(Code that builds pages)
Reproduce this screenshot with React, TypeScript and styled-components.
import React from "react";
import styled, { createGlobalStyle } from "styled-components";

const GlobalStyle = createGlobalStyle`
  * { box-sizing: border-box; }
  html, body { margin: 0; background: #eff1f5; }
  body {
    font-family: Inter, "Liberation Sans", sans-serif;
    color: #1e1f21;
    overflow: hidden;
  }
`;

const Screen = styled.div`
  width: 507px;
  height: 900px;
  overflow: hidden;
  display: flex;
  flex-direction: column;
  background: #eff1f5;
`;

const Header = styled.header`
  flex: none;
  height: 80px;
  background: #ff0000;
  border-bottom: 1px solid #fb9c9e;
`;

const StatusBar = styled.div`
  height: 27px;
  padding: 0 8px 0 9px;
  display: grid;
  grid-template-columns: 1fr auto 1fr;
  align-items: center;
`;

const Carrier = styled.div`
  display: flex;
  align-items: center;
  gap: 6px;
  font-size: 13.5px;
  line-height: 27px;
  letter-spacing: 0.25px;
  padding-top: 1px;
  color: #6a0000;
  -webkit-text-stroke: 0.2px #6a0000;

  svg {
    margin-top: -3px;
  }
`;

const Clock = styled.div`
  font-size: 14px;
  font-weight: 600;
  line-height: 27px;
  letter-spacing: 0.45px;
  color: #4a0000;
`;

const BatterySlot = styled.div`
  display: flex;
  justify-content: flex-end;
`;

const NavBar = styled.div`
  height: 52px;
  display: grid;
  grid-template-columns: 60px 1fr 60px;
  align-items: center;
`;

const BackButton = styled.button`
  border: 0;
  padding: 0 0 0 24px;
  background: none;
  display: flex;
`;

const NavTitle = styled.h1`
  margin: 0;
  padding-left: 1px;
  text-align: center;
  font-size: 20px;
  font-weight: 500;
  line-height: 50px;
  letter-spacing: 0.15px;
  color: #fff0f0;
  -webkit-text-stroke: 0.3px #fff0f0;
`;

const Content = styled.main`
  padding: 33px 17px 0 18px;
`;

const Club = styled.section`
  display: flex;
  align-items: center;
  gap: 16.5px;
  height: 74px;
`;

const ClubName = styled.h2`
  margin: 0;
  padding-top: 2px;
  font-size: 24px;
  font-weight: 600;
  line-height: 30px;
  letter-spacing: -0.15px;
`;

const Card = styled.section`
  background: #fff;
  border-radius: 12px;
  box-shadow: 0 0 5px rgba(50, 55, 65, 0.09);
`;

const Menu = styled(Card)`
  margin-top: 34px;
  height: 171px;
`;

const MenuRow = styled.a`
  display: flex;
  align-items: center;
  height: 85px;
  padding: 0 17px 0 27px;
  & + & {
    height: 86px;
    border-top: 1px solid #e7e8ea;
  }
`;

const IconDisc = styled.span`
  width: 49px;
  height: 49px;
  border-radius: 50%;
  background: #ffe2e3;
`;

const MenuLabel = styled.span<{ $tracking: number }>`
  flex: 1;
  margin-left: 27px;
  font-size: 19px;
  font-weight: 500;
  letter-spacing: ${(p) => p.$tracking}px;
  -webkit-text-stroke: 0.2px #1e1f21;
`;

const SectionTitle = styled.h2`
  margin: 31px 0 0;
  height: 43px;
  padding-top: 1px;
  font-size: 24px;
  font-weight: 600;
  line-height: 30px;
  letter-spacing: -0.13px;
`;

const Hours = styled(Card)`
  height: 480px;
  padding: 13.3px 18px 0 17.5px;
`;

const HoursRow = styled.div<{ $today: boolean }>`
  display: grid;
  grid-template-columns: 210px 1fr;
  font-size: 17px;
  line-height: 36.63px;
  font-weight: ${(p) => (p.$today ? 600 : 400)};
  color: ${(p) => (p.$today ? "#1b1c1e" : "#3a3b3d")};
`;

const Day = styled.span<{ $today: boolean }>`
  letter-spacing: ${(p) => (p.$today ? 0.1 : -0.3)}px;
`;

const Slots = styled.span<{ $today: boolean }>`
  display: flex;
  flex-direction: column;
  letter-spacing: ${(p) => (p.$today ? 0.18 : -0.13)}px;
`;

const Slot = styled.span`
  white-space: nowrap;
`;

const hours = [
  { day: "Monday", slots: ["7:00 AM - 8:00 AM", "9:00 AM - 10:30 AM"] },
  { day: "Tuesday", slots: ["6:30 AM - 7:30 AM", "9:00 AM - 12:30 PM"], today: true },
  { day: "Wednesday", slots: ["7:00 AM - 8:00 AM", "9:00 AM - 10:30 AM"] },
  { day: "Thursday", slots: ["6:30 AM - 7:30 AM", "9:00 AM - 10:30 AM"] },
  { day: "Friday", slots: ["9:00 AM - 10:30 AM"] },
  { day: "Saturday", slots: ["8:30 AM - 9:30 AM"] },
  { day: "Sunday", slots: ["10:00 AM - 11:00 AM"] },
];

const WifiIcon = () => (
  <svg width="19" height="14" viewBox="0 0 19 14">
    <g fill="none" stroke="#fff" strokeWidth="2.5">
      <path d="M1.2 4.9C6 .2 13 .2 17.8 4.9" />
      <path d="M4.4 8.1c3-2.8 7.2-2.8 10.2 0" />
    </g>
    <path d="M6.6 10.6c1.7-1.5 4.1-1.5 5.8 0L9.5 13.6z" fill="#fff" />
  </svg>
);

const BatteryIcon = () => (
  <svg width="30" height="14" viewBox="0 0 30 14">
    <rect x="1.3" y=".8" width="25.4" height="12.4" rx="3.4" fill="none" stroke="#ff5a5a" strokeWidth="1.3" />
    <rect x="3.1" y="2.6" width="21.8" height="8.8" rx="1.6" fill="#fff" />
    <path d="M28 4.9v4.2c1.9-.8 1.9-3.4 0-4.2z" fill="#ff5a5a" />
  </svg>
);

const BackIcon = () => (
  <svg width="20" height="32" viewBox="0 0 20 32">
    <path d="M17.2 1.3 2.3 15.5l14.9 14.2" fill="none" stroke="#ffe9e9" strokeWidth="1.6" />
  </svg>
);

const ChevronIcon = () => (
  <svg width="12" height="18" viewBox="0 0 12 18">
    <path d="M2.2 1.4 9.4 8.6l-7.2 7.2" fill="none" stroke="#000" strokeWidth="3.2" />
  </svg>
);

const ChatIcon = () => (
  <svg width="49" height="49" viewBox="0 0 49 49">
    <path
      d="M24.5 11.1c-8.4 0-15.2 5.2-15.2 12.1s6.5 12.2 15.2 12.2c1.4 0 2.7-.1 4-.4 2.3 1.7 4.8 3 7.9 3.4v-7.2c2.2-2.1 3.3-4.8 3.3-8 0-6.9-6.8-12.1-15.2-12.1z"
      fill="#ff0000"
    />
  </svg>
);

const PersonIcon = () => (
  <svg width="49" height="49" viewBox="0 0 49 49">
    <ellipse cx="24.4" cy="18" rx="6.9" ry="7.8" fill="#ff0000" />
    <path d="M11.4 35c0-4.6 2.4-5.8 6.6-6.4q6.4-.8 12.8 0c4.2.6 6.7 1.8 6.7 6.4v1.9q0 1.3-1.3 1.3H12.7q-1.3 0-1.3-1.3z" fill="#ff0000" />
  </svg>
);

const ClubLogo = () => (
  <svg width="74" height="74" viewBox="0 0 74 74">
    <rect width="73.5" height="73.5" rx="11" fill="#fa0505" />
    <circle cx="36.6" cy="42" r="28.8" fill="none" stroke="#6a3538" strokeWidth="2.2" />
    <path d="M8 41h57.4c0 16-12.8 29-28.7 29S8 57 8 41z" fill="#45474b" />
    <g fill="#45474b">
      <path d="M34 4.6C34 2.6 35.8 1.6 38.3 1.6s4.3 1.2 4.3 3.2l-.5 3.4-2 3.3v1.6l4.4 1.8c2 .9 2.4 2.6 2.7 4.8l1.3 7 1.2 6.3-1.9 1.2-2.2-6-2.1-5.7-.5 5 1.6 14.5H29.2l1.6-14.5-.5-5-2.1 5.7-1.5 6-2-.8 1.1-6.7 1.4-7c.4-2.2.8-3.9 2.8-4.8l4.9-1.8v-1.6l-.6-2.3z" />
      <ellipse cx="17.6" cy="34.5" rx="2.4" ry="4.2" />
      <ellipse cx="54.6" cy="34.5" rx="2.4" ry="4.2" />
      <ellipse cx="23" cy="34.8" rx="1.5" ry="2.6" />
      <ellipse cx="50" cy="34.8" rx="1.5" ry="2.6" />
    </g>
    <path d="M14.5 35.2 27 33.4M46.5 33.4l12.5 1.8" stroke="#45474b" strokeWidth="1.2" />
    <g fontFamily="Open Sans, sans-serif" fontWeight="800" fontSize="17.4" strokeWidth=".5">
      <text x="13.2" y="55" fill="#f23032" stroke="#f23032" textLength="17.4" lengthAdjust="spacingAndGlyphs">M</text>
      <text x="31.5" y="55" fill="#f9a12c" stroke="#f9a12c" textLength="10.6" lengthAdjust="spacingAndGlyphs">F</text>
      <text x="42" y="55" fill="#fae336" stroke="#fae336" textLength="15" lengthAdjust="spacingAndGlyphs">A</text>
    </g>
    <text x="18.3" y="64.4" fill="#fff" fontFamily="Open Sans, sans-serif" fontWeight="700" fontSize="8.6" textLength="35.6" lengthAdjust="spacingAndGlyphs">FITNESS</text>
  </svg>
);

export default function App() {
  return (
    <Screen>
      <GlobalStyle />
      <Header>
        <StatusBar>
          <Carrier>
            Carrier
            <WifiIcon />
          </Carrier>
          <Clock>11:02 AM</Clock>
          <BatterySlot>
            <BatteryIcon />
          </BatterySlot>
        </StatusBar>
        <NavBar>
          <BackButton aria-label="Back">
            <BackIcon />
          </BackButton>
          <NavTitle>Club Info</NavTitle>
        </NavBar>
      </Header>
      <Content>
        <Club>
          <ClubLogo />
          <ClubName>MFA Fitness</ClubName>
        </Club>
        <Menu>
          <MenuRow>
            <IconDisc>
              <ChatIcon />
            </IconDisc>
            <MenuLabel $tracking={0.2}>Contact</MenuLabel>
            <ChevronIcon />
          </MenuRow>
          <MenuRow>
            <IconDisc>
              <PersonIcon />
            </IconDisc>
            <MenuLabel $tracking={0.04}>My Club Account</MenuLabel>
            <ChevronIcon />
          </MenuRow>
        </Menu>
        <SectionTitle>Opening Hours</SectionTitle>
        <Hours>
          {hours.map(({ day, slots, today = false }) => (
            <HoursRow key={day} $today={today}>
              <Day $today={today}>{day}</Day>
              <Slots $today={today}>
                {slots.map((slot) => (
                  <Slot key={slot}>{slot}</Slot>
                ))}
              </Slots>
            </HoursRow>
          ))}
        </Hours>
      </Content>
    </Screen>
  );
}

* * *

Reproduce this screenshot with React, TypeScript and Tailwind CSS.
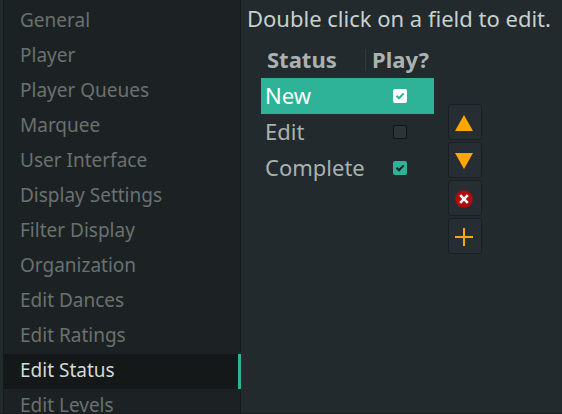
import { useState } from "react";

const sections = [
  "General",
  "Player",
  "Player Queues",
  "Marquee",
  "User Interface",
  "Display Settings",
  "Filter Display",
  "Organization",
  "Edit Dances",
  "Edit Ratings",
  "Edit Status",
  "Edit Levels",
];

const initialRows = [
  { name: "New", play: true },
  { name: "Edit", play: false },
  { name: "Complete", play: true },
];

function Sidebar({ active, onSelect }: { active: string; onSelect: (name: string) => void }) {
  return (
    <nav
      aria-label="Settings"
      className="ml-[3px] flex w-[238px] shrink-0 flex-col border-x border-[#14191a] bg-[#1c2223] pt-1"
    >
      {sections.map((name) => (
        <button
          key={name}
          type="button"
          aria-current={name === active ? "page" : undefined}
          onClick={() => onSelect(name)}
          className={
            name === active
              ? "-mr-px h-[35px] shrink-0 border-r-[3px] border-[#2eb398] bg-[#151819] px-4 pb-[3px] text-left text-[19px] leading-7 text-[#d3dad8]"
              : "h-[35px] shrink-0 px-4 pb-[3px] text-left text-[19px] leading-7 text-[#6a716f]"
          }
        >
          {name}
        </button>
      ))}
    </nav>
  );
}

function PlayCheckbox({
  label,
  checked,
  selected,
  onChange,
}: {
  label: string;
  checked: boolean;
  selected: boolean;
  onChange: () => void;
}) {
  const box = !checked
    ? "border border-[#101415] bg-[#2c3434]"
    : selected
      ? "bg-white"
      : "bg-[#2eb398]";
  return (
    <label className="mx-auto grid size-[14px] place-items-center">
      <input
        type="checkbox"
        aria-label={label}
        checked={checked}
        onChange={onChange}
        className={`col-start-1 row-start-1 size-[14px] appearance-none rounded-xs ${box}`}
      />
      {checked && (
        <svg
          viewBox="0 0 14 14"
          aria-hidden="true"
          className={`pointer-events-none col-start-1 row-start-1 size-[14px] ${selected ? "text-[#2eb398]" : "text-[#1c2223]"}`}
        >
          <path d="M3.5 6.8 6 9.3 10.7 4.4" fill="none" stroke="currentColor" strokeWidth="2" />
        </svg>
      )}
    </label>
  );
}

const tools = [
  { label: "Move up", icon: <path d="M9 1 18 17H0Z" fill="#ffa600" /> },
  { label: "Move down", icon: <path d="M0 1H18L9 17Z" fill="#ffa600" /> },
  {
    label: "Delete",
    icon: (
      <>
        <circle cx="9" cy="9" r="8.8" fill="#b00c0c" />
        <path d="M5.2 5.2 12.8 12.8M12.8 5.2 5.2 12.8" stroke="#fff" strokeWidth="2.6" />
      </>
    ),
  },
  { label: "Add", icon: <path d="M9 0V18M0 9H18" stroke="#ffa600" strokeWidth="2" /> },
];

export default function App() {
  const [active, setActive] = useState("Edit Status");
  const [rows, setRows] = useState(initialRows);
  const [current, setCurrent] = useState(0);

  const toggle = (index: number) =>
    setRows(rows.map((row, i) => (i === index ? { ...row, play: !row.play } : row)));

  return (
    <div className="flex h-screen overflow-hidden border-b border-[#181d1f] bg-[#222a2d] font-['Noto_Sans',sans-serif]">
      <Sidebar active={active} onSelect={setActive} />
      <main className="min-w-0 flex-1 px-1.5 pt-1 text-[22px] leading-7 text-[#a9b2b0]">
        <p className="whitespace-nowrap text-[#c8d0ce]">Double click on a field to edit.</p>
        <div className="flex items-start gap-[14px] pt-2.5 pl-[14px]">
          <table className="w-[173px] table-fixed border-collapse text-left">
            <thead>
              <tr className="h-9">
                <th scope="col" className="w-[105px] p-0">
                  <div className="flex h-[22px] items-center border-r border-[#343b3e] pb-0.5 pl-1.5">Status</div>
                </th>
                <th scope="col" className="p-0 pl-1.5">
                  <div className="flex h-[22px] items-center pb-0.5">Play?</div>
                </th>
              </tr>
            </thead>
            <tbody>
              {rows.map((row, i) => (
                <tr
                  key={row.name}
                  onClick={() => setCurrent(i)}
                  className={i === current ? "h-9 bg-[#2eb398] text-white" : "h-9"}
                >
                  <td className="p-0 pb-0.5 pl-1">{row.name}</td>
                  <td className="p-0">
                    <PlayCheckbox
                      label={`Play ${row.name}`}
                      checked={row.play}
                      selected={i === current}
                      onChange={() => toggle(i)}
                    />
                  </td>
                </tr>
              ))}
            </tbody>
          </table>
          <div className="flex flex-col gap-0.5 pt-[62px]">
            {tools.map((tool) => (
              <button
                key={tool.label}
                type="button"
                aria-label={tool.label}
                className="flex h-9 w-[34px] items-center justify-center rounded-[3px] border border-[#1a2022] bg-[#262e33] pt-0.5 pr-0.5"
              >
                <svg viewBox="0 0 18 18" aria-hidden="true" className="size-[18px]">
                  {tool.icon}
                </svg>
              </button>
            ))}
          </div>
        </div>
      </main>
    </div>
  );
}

TO DO: Using the records above, pull out each line where the word "Reproduce" occurs.

FULL SOLUTION:
Reproduce this screenshot with React, TypeScript and styled-components.
Reproduce this screenshot with React, TypeScript and Tailwind CSS.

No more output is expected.